### TASK STATEMENT
Copy each of the entries below faithfully, setting aside any pictures.

### RECORDS SUPPLIED
* BEGIN *
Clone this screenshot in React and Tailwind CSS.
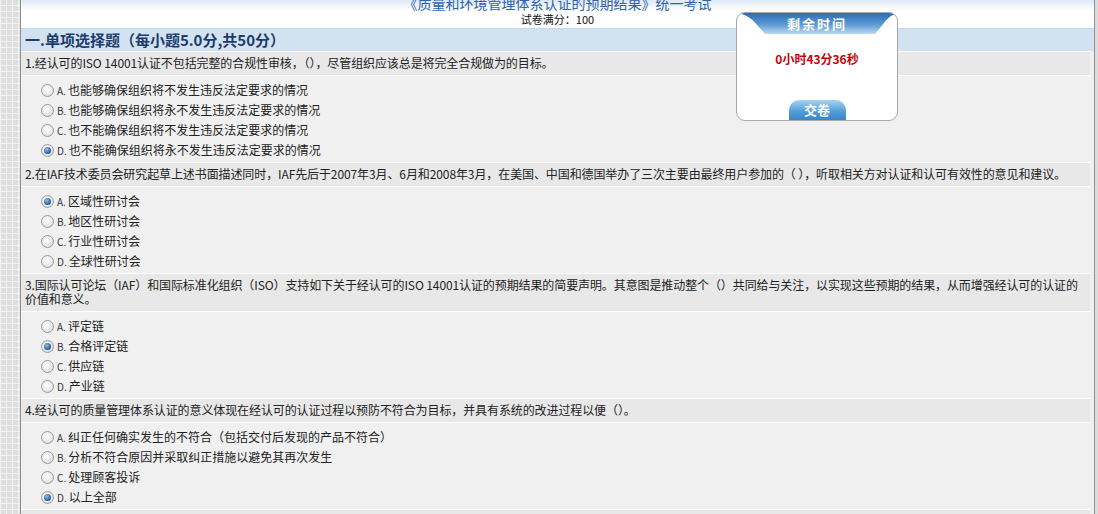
import React from "react";

const questions = [
  {
    text: ["1.经认可的ISO 14001认证不包括完整的合规性审核，（），尽管组织应该总是将完全合规做为的目标。"],
    options: [
      "也能够确保组织将不发生违反法定要求的情况",
      "也能够确保组织将永不发生违反法定要求的情况",
      "也不能确保组织将不发生违反法定要求的情况",
      "也不能确保组织将永不发生违反法定要求的情况",
    ],
    checked: 3,
  },
  {
    text: ["2.在IAF技术委员会研究起草上述书面描述同时，IAF先后于2007年3月、6月和2008年3月，在美国、中国和德国举办了三次主要由最终用户参加的（ ），听取相关方对认证和认可有效性的意见和建议。"],
    options: ["区域性研讨会", "地区性研讨会", "行业性研讨会", "全球性研讨会"],
    checked: 0,
  },
  {
    text: [
      "3.国际认可论坛（IAF）和国际标准化组织（ISO）支持如下关于经认可的ISO 14001认证的预期结果的简要声明。其意图是推动整个（）共同给与关注，以实现这些预期的结果，从而增强经认可的认证的",
      "价值和意义。",
    ],
    options: ["评定链", "合格评定链", "供应链", "产业链"],
    checked: 1,
  },
  {
    text: ["4.经认可的质量管理体系认证的意义体现在经认可的认证过程以预防不符合为目标，并具有系统的改进过程以便（）。"],
    options: [
      "纠正任何确实发生的不符合（包括交付后发现的产品不符合）",
      "分析不符合原因并采取纠正措施以避免其再次发生",
      "处理顾客投诉",
      "以上全部",
    ],
    checked: 3,
  },
  {
    text: ["5.在经认可的ISO 14001认证中，审核员应当评价组织环境管理体系的有效性。"],
    options: ["正确", "错误", "不确定", "以上都不是"],
    checked: -1,
  },
];

const letters = ["A", "B", "C", "D"];

function Radio({ checked }) {
  return (
    <span className="relative inline-flex items-center justify-center w-[13px] h-[13px] rounded-full border border-[#9a9a9a] bg-[radial-gradient(circle_at_40%_35%,#ffffff,#d6d6d6)] shrink-0">
      {checked && (
        <span className="w-[7px] h-[7px] rounded-full bg-[radial-gradient(circle_at_40%_35%,#8fc3ee,#2a64a8_60%,#123e73)]" />
      )}
    </span>
  );
}

function Question({ q }) {
  return (
    <div>
      <div className="bg-[#e8e8e8] border-t border-[#ffffff] px-[4px] pt-[4px] pb-[5px] text-[12px] leading-[14px] text-[#222]">
        {q.text.map((t, i) => (
          <div key={i} className="whitespace-nowrap tracking-[-0.1px]">{t}</div>
        ))}
      </div>
      <div className="bg-[#f0f0f0] border-t border-[#ffffff] pl-[20px] pt-[4px] pb-[2px]">
        {q.options.map((o, i) => (
          <div key={i} className="flex items-center h-[20px] gap-[2px] text-[12px] text-[#222]">
            <Radio checked={q.checked === i} />
            <span className="text-[10px] text-[#333] ml-[1px]">{letters[i]}.</span>
            <span>{o}</span>
          </div>
        ))}
      </div>
    </div>
  );
}

export default function App() {
  return (
    <div className="h-[514px] w-[1098px] overflow-hidden flex bg-[#e6e6e6] font-['Noto_Sans_CJK_SC','Noto_Sans',sans-serif]">
      <div className="w-[20px] shrink-0 bg-[#dedede] bg-[linear-gradient(90deg,#f2f2f2_1px,transparent_1px),linear-gradient(0deg,#f2f2f2_1px,transparent_1px)] bg-[length:6px_6px]" />
      <div className="relative flex-1 border-l border-r border-[#8f8f8f] bg-[#f0f0f0] flex flex-col">
        <div className="h-[28px] shrink-0 bg-[linear-gradient(180deg,#dce8f4_0px,#ffffff_10px)] flex flex-col items-center">
          <div className="mt-[-5px] text-[14px] leading-[16px] text-[#2f62ae]">《质量和环境管理体系认证的预期结果》统一考试</div>
          <div className="mt-[2px] text-[11px] leading-[13px] text-[#111]">试卷满分：100</div>
        </div>
        <div className="h-[23px] shrink-0 bg-[#d3e2f1] border-t border-[#c4d6ea] flex items-center pl-[4px] text-[15px] font-bold text-[#1d3b6c]">
          一.单项选择题（每小题5.0分,共50分）
        </div>
        <div className="mr-[4px]">
          {questions.map((q, i) => (
            <Question key={i} q={q} />
          ))}
        </div>

        <div className="absolute left-[715px] top-[12px] w-[162px] h-[109px] rounded-[9px] border border-[#a8a8a8] bg-white overflow-hidden flex flex-col items-center">
          <div className="relative w-full h-[22px]">
            <svg width="162" height="22" viewBox="0 0 162 22" className="absolute inset-0">
              <defs>
                <linearGradient id="tabg" x1="0" y1="0" x2="0" y2="1">
                  <stop offset="0" stopColor="#2d6cb4" />
                  <stop offset="0.55" stopColor="#5d9ad4" />
                  <stop offset="1" stopColor="#bcd9f0" />
                </linearGradient>
              </defs>
              <path d="M0,0 H162 C150,2 148,10 138,21 H28 C18,10 14,2 0,0 Z" fill="url(#tabg)" />
            </svg>
            <div className="absolute inset-0 flex items-center justify-center text-white text-[13px] font-bold tracking-[2px]">剩余时间</div>
          </div>
          <div className="mt-[17px] text-[12px] font-bold text-[#c8000a] leading-[14px]">0小时43分36秒</div>
          <div className="mt-auto w-[57px] h-[20px] rounded-t-[10px] bg-[linear-gradient(180deg,#a6d3f2,#4f9ad6_60%,#3b86c8)] flex items-center justify-center text-white text-[13px] font-bold">
            交卷
          </div>
        </div>
      </div>
      <div className="w-[3px] shrink-0 bg-[#dcdcdc]" />
    </div>
  );
}
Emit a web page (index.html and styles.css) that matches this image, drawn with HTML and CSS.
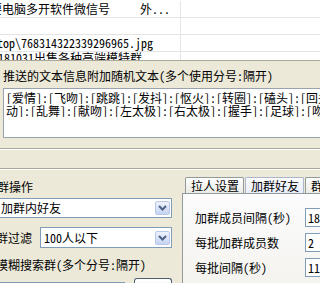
* END *
### RESULT
Clone this screenshot in React and Tailwind CSS.
import React from "react";

const questions = [
  {
    text: ["1.经认可的ISO 14001认证不包括完整的合规性审核，（），尽管组织应该总是将完全合规做为的目标。"],
    options: [
      "也能够确保组织将不发生违反法定要求的情况",
      "也能够确保组织将永不发生违反法定要求的情况",
      "也不能确保组织将不发生违反法定要求的情况",
      "也不能确保组织将永不发生违反法定要求的情况",
    ],
    checked: 3,
  },
  {
    text: ["2.在IAF技术委员会研究起草上述书面描述同时，IAF先后于2007年3月、6月和2008年3月，在美国、中国和德国举办了三次主要由最终用户参加的（ ），听取相关方对认证和认可有效性的意见和建议。"],
    options: ["区域性研讨会", "地区性研讨会", "行业性研讨会", "全球性研讨会"],
    checked: 0,
  },
  {
    text: [
      "3.国际认可论坛（IAF）和国际标准化组织（ISO）支持如下关于经认可的ISO 14001认证的预期结果的简要声明。其意图是推动整个（）共同给与关注，以实现这些预期的结果，从而增强经认可的认证的",
      "价值和意义。",
    ],
    options: ["评定链", "合格评定链", "供应链", "产业链"],
    checked: 1,
  },
  {
    text: ["4.经认可的质量管理体系认证的意义体现在经认可的认证过程以预防不符合为目标，并具有系统的改进过程以便（）。"],
    options: [
      "纠正任何确实发生的不符合（包括交付后发现的产品不符合）",
      "分析不符合原因并采取纠正措施以避免其再次发生",
      "处理顾客投诉",
      "以上全部",
    ],
    checked: 3,
  },
  {
    text: ["5.在经认可的ISO 14001认证中，审核员应当评价组织环境管理体系的有效性。"],
    options: ["正确", "错误", "不确定", "以上都不是"],
    checked: -1,
  },
];

const letters = ["A", "B", "C", "D"];

function Radio({ checked }) {
  return (
    <span className="relative inline-flex items-center justify-center w-[13px] h-[13px] rounded-full border border-[#9a9a9a] bg-[radial-gradient(circle_at_40%_35%,#ffffff,#d6d6d6)] shrink-0">
      {checked && (
        <span className="w-[7px] h-[7px] rounded-full bg-[radial-gradient(circle_at_40%_35%,#8fc3ee,#2a64a8_60%,#123e73)]" />
      )}
    </span>
  );
}

function Question({ q }) {
  return (
    <div>
      <div className="bg-[#e8e8e8] border-t border-[#ffffff] px-[4px] pt-[4px] pb-[5px] text-[12px] leading-[14px] text-[#222]">
        {q.text.map((t, i) => (
          <div key={i} className="whitespace-nowrap tracking-[-0.1px]">{t}</div>
        ))}
      </div>
      <div className="bg-[#f0f0f0] border-t border-[#ffffff] pl-[20px] pt-[4px] pb-[2px]">
        {q.options.map((o, i) => (
          <div key={i} className="flex items-center h-[20px] gap-[2px] text-[12px] text-[#222]">
            <Radio checked={q.checked === i} />
            <span className="text-[10px] text-[#333] ml-[1px]">{letters[i]}.</span>
            <span>{o}</span>
          </div>
        ))}
      </div>
    </div>
  );
}

export default function App() {
  return (
    <div className="h-[514px] w-[1098px] overflow-hidden flex bg-[#e6e6e6] font-['Noto_Sans_CJK_SC','Noto_Sans',sans-serif]">
      <div className="w-[20px] shrink-0 bg-[#dedede] bg-[linear-gradient(90deg,#f2f2f2_1px,transparent_1px),linear-gradient(0deg,#f2f2f2_1px,transparent_1px)] bg-[length:6px_6px]" />
      <div className="relative flex-1 border-l border-r border-[#8f8f8f] bg-[#f0f0f0] flex flex-col">
        <div className="h-[28px] shrink-0 bg-[linear-gradient(180deg,#dce8f4_0px,#ffffff_10px)] flex flex-col items-center">
          <div className="mt-[-5px] text-[14px] leading-[16px] text-[#2f62ae]">《质量和环境管理体系认证的预期结果》统一考试</div>
          <div className="mt-[2px] text-[11px] leading-[13px] text-[#111]">试卷满分：100</div>
        </div>
        <div className="h-[23px] shrink-0 bg-[#d3e2f1] border-t border-[#c4d6ea] flex items-center pl-[4px] text-[15px] font-bold text-[#1d3b6c]">
          一.单项选择题（每小题5.0分,共50分）
        </div>
        <div className="mr-[4px]">
          {questions.map((q, i) => (
            <Question key={i} q={q} />
          ))}
        </div>

        <div className="absolute left-[715px] top-[12px] w-[162px] h-[109px] rounded-[9px] border border-[#a8a8a8] bg-white overflow-hidden flex flex-col items-center">
          <div className="relative w-full h-[22px]">
            <svg width="162" height="22" viewBox="0 0 162 22" className="absolute inset-0">
              <defs>
                <linearGradient id="tabg" x1="0" y1="0" x2="0" y2="1">
                  <stop offset="0" stopColor="#2d6cb4" />
                  <stop offset="0.55" stopColor="#5d9ad4" />
                  <stop offset="1" stopColor="#bcd9f0" />
                </linearGradient>
              </defs>
              <path d="M0,0 H162 C150,2 148,10 138,21 H28 C18,10 14,2 0,0 Z" fill="url(#tabg)" />
            </svg>
            <div className="absolute inset-0 flex items-center justify-center text-white text-[13px] font-bold tracking-[2px]">剩余时间</div>
          </div>
          <div className="mt-[17px] text-[12px] font-bold text-[#c8000a] leading-[14px]">0小时43分36秒</div>
          <div className="mt-auto w-[57px] h-[20px] rounded-t-[10px] bg-[linear-gradient(180deg,#a6d3f2,#4f9ad6_60%,#3b86c8)] flex items-center justify-center text-white text-[13px] font-bold">
            交卷
          </div>
        </div>
      </div>
      <div className="w-[3px] shrink-0 bg-[#dcdcdc]" />
    </div>
  );
}
Emit a web page (index.html and styles.css) that matches this image, drawn with HTML and CSS.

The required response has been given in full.